• **WHAT IS NEEDED**:
Report how many lines below contain the word "React". Give only the number.

☆ ☆ ☆ ☆

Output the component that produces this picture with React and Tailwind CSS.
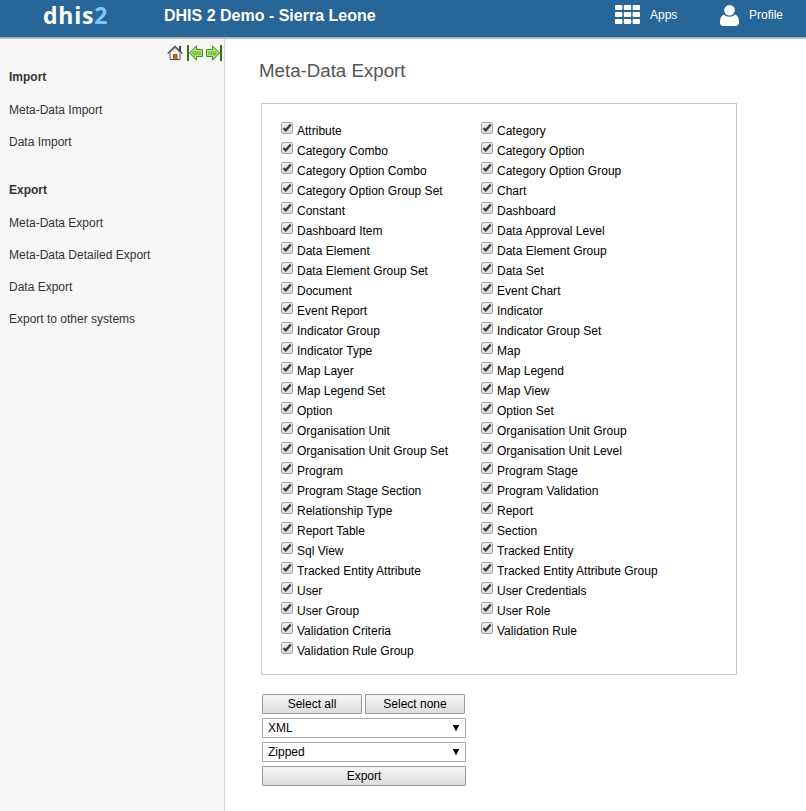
import React from "react";

const left = ["Attribute", "Category Combo", "Category Option Combo", "Category Option Group Set", "Constant", "Dashboard Item", "Data Element", "Data Element Group Set", "Document", "Event Report", "Indicator Group", "Indicator Type", "Map Layer", "Map Legend Set", "Option", "Organisation Unit", "Organisation Unit Group Set", "Program", "Program Stage Section", "Relationship Type", "Report Table", "Sql View", "Tracked Entity Attribute", "User", "User Group", "Validation Criteria", "Validation Rule Group"];
const right = ["Category", "Category Option", "Category Option Group", "Chart", "Dashboard", "Data Approval Level", "Data Element Group", "Data Set", "Event Chart", "Indicator", "Indicator Group Set", "Map", "Map Legend", "Map View", "Option Set", "Organisation Unit Group", "Organisation Unit Level", "Program Stage", "Program Validation", "Report", "Section", "Tracked Entity", "Tracked Entity Attribute Group", "User Credentials", "User Role", "Validation Rule"];

function Check({ label }) {
  return (
    <label className="flex h-5 items-start">
      <span className="mt-px h-3 w-3 shrink-0 rounded-[2px] border border-[#a6a6a6] bg-gradient-to-b from-[#eeeeee] to-[#dcdcdc]">
        <svg viewBox="0 0 10 10" className="block h-[10px] w-[10px]">
          <path d="M1.500 5.100 L3.800 7.300 L8.700 1.500" fill="none" stroke="#3c3c3c" strokeWidth="2.300" />
        </svg>
      </span>
      <span className="ml-1 whitespace-nowrap leading-5 tracking-[0.01px]">{label}</span>
    </label>
  );
}

function Home() {
  return (
    <svg viewBox="0 0 16 16" className="h-4 w-4">
      <path d="M12 1h2v5h-2z" fill="#444" />
      <path d="M3 8 8 3l5 5v6.500H3z" fill="#fafafa" stroke="#555" />
      <path d="M.7 8.500 8 1.500l7.300 7" fill="none" stroke="#444" strokeWidth="1.300" />
      <path d="M1.900 9 8 3l6.100 6" fill="none" stroke="#c4c4c4" strokeWidth=".8" />
      <path d="M6.500 9.500h3.500v5H6.500z" fill="#d06a10" stroke="#7a3a10" strokeWidth=".8" />
    </svg>
  );
}

function Arrow({ flip }) {
  return (
    <svg viewBox="0 0 16 16" className={flip ? "h-4 w-4 -scale-x-100" : "h-4 w-4"}>
      <defs>
        <linearGradient id="green" x1="0" y1="0" x2="0" y2="1">
          <stop offset="0" stopColor="#a5dd6c" />
          <stop offset="1" stopColor="#5fb62c" />
        </linearGradient>
      </defs>
      <path d="M0 0h2v16H0z" fill="#3a7504" />
      <path d="M2.500 8 9.500 .800V4.500h6v7h-6v3.700z" fill="url(#green)" stroke="#4a8c1c" />
      <path d="M4 8 8.600 3.200v2.300h5.900v5H8.600v2.300z" fill="none" stroke="#c8eba0" strokeWidth=".8" />
    </svg>
  );
}

function Btn({ children, className }) {
  return (
    <button className={"h-5 rounded-[1px] border border-[#9b9b9b] bg-gradient-to-b from-[#f6f6f6] to-[#dddddd] text-center leading-[18px] " + className}>
      {children}
    </button>
  );
}

function Select({ value }) {
  return (
    <div className="flex h-5 w-[204px] items-center justify-between rounded-[1px] border border-[#a6a6a6] bg-white pl-[5px] pr-[5px] leading-[18px]">
      <span>{value}</span>
      <svg viewBox="0 0 8 8" className="h-2 w-2">
        <path d="M.8 1h6.400L4 7.500z" fill="#000" />
      </svg>
    </div>
  );
}

const columns = [0, 8.8, 17.6];
const rows = [0, 7, 14];

export default function App() {
  return (
    <div className="flex h-[811px] w-[806px] flex-col overflow-hidden bg-white font-['Liberation_Sans',Arial,sans-serif] text-[12px] text-black">
      <header className="mb-px flex h-[38px] shrink-0 border-b border-[#a3a9ad] bg-[#276696] text-white shadow-[0_1px_1px_#c4c4c4]">
        <div className="ml-[43px] w-[121px] font-['Open_Sans',sans-serif] text-[23px] font-bold leading-[31px] tracking-[0.8px]">
          dhis<span className="text-[#7ac4fb]">2</span>
        </div>
        <div className="w-[451px] text-[16px] font-bold leading-[31px]">DHIS 2 Demo - Sierra Leone</div>
        <svg viewBox="0 0 25 19" className="mt-[5px] h-[19px] w-[25px]" fill="#fff">
          {columns.map((x) => rows.map((y) => <rect key={x + "-" + y} x={x} y={y} width="7.400" height="5" rx="1" />))}
        </svg>
        <div className="ml-[10px] w-[70px] leading-[30px]">Apps</div>
        <svg viewBox="0 0 20 21" className="mt-[5px] h-[21px] w-5" fill="#fff">
          <path d="M4 9.500C1 10.500 0 14 0 17.500 0 19.700 1.400 21 3.400 21h12.200c2 0 3.400-1.300 3.400-3.500 0-3.500-1-7-4-8-1.400 1.500-3.300 2.200-5.500 2.200S5.400 11 4 9.500z" />
          <circle cx="9.500" cy="5.300" r="5.300" />
        </svg>
        <div className="ml-[9px] leading-[30px]">Profile</div>
      </header>
      <div className="flex grow">
        <aside className="w-[225px] shrink-0 border-r border-[#d4d4d4] bg-[#f7f7f7] text-[#333]">
          <div className="flex h-[22px] items-start justify-end pr-[2px] pt-[6px]">
            <Home />
            <div className="ml-1 flex gap-[3px]">
              <Arrow />
              <Arrow flip />
            </div>
          </div>
          <nav className="flex flex-col pl-[9px] pt-2 leading-4">
            <h2 className="mb-[17px] font-bold">Import</h2>
            <a className="mb-4">Meta-Data Import</a>
            <a className="mb-8">Data Import</a>
            <h2 className="mb-[17px] font-bold">Export</h2>
            <a className="mb-4">Meta-Data Export</a>
            <a className="mb-4">Meta-Data Detailed Export</a>
            <a className="mb-4">Data Export</a>
            <a>Export to other systems</a>
          </nav>
        </aside>
        <main className="pl-[34px] pt-5">
          <h1 className="text-[18.700px] leading-6 text-[#555]">Meta-Data Export</h1>
          <div className="ml-[2px] mt-5 flex h-[572px] w-[476px] border border-[#c8c8c8] pl-[19px] pt-[17px]">
            <div className="w-[200px]">{left.map((t) => <Check key={t} label={t} />)}</div>
            <div>{right.map((t) => <Check key={t} label={t} />)}</div>
          </div>
          <div className="ml-[3px] mt-[19px] flex flex-col gap-1">
            <div className="flex gap-[3px]">
              <Btn className="w-[100px]">Select all</Btn>
              <Btn className="w-[100px]">Select none</Btn>
            </div>
            <Select value="XML" />
            <Select value="Zipped" />
            <Btn className="w-[204px]">Export</Btn>
          </div>
        </main>
      </div>
    </div>
  );
}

☆ ☆ ☆ ☆

• **SOLUTION**:
2